XY – the Findables Company

1133 Columbia Street #205

San Diego, CA 92101

Ladies and Gentlemen:

We have acted as counsel to XY – the Findables Company, a Delaware corporation (the “Company”), in connection with the preparation and filing with the Securities and Exchange Commission (the “Commission”) of the Company’s Offering Statement on Form 1-A (the “Offering Statement”) pursuant to Section 3(b) of the Securities Act of 1933, as amended (the “Act”), including the rules promulgated thereunder. The Offering Statement covers 7,397,697 shares of the Company’s Class A common stock, par value $0.0001 per share (the “Shares”).

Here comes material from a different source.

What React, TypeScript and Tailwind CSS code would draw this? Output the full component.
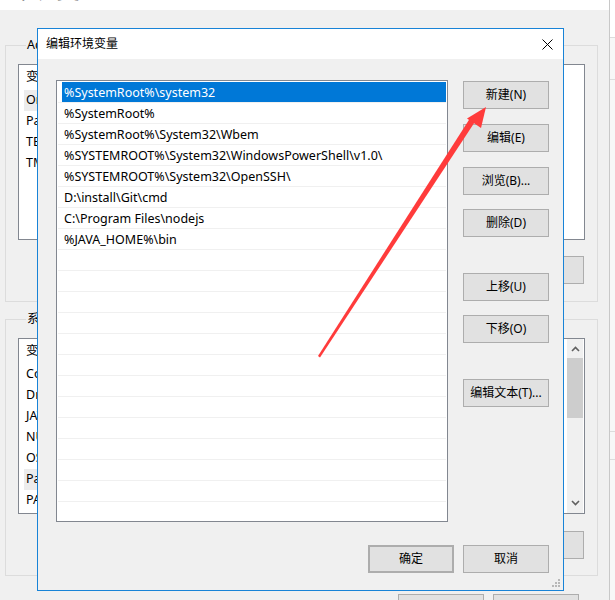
import React from 'react';

const font = { fontFamily: '"Noto Sans", "Noto Sans CJK SC", sans-serif' };

const pathItems = [
  '%SystemRoot%\\system32',
  '%SystemRoot%',
  '%SystemRoot%\\System32\\Wbem',
  '%SYSTEMROOT%\\System32\\WindowsPowerShell\\v1.0\\',
  '%SYSTEMROOT%\\System32\\OpenSSH\\',
  'D:\\install\\Git\\cmd',
  'C:\\Program Files\\nodejs',
  '%JAVA_HOME%\\bin',
];

const userVars = ['OneDrive', 'Path', 'TEMP', 'TMP'];
const sysVars = ['ComSpec', 'DriverData', 'JAVA_HOME', 'NUMBER_OF_PROCESSORS', 'OS', 'Path', 'PATHEXT'];

function WinButton({ label, className = '' }: { label?: string; className?: string }) {
  return (
    <div
      className={`w-[86px] h-[28px] shrink-0 bg-[#e1e1e1] border border-[#adadad] flex items-center justify-center text-[12px] text-black ${className}`}
    >
      {label}
    </div>
  );
}

function VarList({ items, selected, scroll }: { items: string[]; selected: number; scroll?: boolean }) {
  return (
    <div className="w-[567px] h-[176px] bg-white border border-[#828790] flex overflow-hidden">
      <div className="flex-1 flex flex-col">
        <div className="h-[25px] shrink-0 pl-[7px] flex items-center text-[12.5px]">变量</div>
        {items.map((v, i) => (
          <div key={v} className="h-[21px] shrink-0 flex items-center">
            <div className={`ml-[5px] pl-[2px] h-full flex items-center text-[12.5px] ${i === selected ? 'bg-[#ececec] w-[200px]' : ''}`}>
              {v}
            </div>
          </div>
        ))}
      </div>
      {scroll && (
        <div className="w-[16px] mr-[1px] bg-[#f0f0f0] flex flex-col items-center">
          <svg width="9" height="17" viewBox="0 0 9 17" className="mt-[2px]">
            <path d="M1 10 L4.5 6.5 L8 10" stroke="#606060" strokeWidth="1.6" fill="none" />
          </svg>
          <div className="w-[16px] h-[60px] bg-[#cdcdcd]" />
          <div className="flex-1" />
          <svg width="9" height="17" viewBox="0 0 9 17" className="mb-[2px]">
            <path d="M1 7 L4.5 10.5 L8 7" stroke="#606060" strokeWidth="1.6" fill="none" />
          </svg>
        </div>
      )}
    </div>
  );
}

function GroupBox({ legend, children, className = '' }: { legend: string; children: React.ReactNode; className?: string }) {
  return (
    <fieldset className={`ml-[5px] w-[593px] border border-[#dcdcdc] px-[12px] ${className}`}>
      <legend className="ml-[8px] px-[1px] text-[12.5px] leading-[16px] text-black">{legend}</legend>
      {children}
    </fieldset>
  );
}

function Dialog() {
  return (
    <div className="absolute left-[37px] top-[28px] w-[527px] h-[563px] border border-[#1883d7] bg-[#f0f0f0] flex flex-col">
      {/* title bar */}
      <div className="h-[30px] shrink-0 bg-white flex items-center justify-between pl-[8px] pr-[10px]">
        <span className="text-[12px] text-black">编辑环境变量</span>
        <svg width="11" height="11" viewBox="0 0 11 11">
          <path d="M0.5 0.5 L10.5 10.5 M10.5 0.5 L0.5 10.5" stroke="#000" strokeWidth="1" />
        </svg>
      </div>

      {/* body */}
      <div className="flex pl-[18px]">
        <div className="mt-[21px] w-[392px] h-[442px] bg-white border border-[#828790] pt-[1px] overflow-hidden">
          {Array.from({ length: 21 }).map((_, i) => {
            const text = pathItems[i];
            return (
              <div key={i} className="mx-[1px] h-[21px] border-b border-[#f0f0f0]">
                {i === 0 ? (
                  <div className="ml-[4px] h-[20px] bg-[#0078d7] text-white text-[12.5px] leading-[21px] pl-[2px]">{text}</div>
                ) : (
                  <div className="ml-[4px] h-[20px] text-black text-[12.5px] leading-[21px] pl-[2px]">{text}</div>
                )}
              </div>
            );
          })}
        </div>

        <div className="ml-[15px] flex flex-col">
          <WinButton label="新建(N)" className="mt-[22px]" />
          <WinButton label="编辑(E)" className="mt-[15px]" />
          <WinButton label="浏览(B)..." className="mt-[15px]" />
          <WinButton label="删除(D)" className="mt-[14px]" />
          <WinButton label="上移(U)" className="mt-[36px]" />
          <WinButton label="下移(O)" className="mt-[14px]" />
          <WinButton label="编辑文本(T)..." className="mt-[36px]" />
        </div>
      </div>

      <div className="mt-[23px] flex justify-end gap-[9px] pr-[14px]">
        <WinButton label="确定" className="border-2 border-[#0078d7]" />
        <WinButton label="取消" />
      </div>

      {/* resize grip */}
      <svg width="8" height="8" viewBox="0 0 8 8" className="absolute right-[3px] bottom-[3px]">
        <rect x="6" y="0" width="2" height="2" fill="#b8b8b8" />
        <rect x="3" y="3" width="2" height="2" fill="#b8b8b8" />
        <rect x="6" y="3" width="2" height="2" fill="#b8b8b8" />
        <rect x="0" y="6" width="2" height="2" fill="#b8b8b8" />
        <rect x="3" y="6" width="2" height="2" fill="#b8b8b8" />
        <rect x="6" y="6" width="2" height="2" fill="#b8b8b8" />
      </svg>
    </div>
  );
}

export default function App() {
  return (
    <div className="relative w-[615px] h-[600px] overflow-hidden bg-[#f0f0f0] flex text-black" style={font}>
      {/* parent window */}
      <div className="w-[609px] flex flex-col">
        <div className="h-[10px] bg-white overflow-hidden shrink-0">
          <div className="ml-[8px] -mt-[26px] text-[24px] leading-[30px] text-[#333]">环境变量</div>
        </div>

        <GroupBox legend="Administrator 的用户变量(U)" className="mt-[27px] pt-[11px] pb-[17px]">
          <VarList items={userVars} selected={0} />
          <div className="flex justify-end mt-[16px] pr-[1px]">
            <WinButton label="删除(D)" />
          </div>
        </GroupBox>

        <GroupBox legend="系统变量(S)" className="mt-[9px] pt-[11px] pb-[16px]">
          <VarList items={sysVars} selected={5} scroll />
          <div className="flex justify-end mt-[17px] pr-[1px]">
            <WinButton label="删除(L)" />
          </div>
        </GroupBox>

        <div className="mt-[18px] flex justify-end gap-[9px] pr-[30px]">
          <WinButton />
          <WinButton />
        </div>
      </div>

      {/* neighbouring window edge */}
      <div className="w-[1px] bg-[#c8c8c8]" />
      <div className="flex-1 flex flex-col bg-[#f7f7f7]">
        <div className="h-[38px] bg-white border-b border-[#dcdcdc]" />
        <div className="h-[42px] border-b border-[#dcdcdc]" />
        <div className="h-[352px] border-b border-[#dcdcdc]" />
        <div className="h-[28px] border-b border-[#dcdcdc]" />
      </div>

      <Dialog />

      {/* red annotation arrow */}
      <svg width="615" height="600" className="absolute left-0 top-0 pointer-events-none">
        <polygon points="318,356 320,357.5 475.5,121 470.5,117.5" fill="#ff3b3b" />
        <polygon points="486,107 467,118.5 481,128" fill="#ff3b3b" />
      </svg>
    </div>
  );
}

In our capacity as such counsel, we have examined and relied upon the originals or copies certified or otherwise identified to our satisfaction, of the Offering Statement, the form of subscription agreement (the “Subscription Agreement”) and such corporate records, documents, certificates and other agreements and instruments as we have deemed necessary or appropriate to enable us to render the opinions hereinafter expressed. In our examination, we have assumed the legal capacity of all natural persons, the genuineness of all signatures (including endorsements), the authenticity of all documents submitted to us as originals and the conformity to original documents of all documents submitted to us as certified, electronic, conformed or photostatic copies and the authenticity of the originals of such documents. In connection with this opinion, we have also assumed that the appropriate certificates are duly filed and recorded in every jurisdiction in which such filing and recordation is required in accordance with the laws of such jurisdictions.

As to any facts material to the opinions expressed herein which we have not independently established or verified, we have relied upon statements and representations of the Company and its officers and other representatives and of public officials and others.

On the basis of such examination, we are of the opinion that, when issued and sold by the Company against payment therefor pursuant to the terms of the Subscription Agreement, the Shares will be validly issued, fully paid and non-assessable.

We are members of the Bar of the State of California and, accordingly, do not purport to be experts on or to be qualified to express any opinion herein concerning, nor do we express any opinion herein concerning, any laws other than the laws of the State of California and the General Corporation Law of the State of Delaware.


We hereby consent to the use of our name in the Offering Statement and we also consent to the filing of this opinion as an exhibit thereto with the Commission. We do not admit in providing such consent that we are included in the category of persons whose consent is required under Section 7 of the Act or the rules and regulations of the Commission.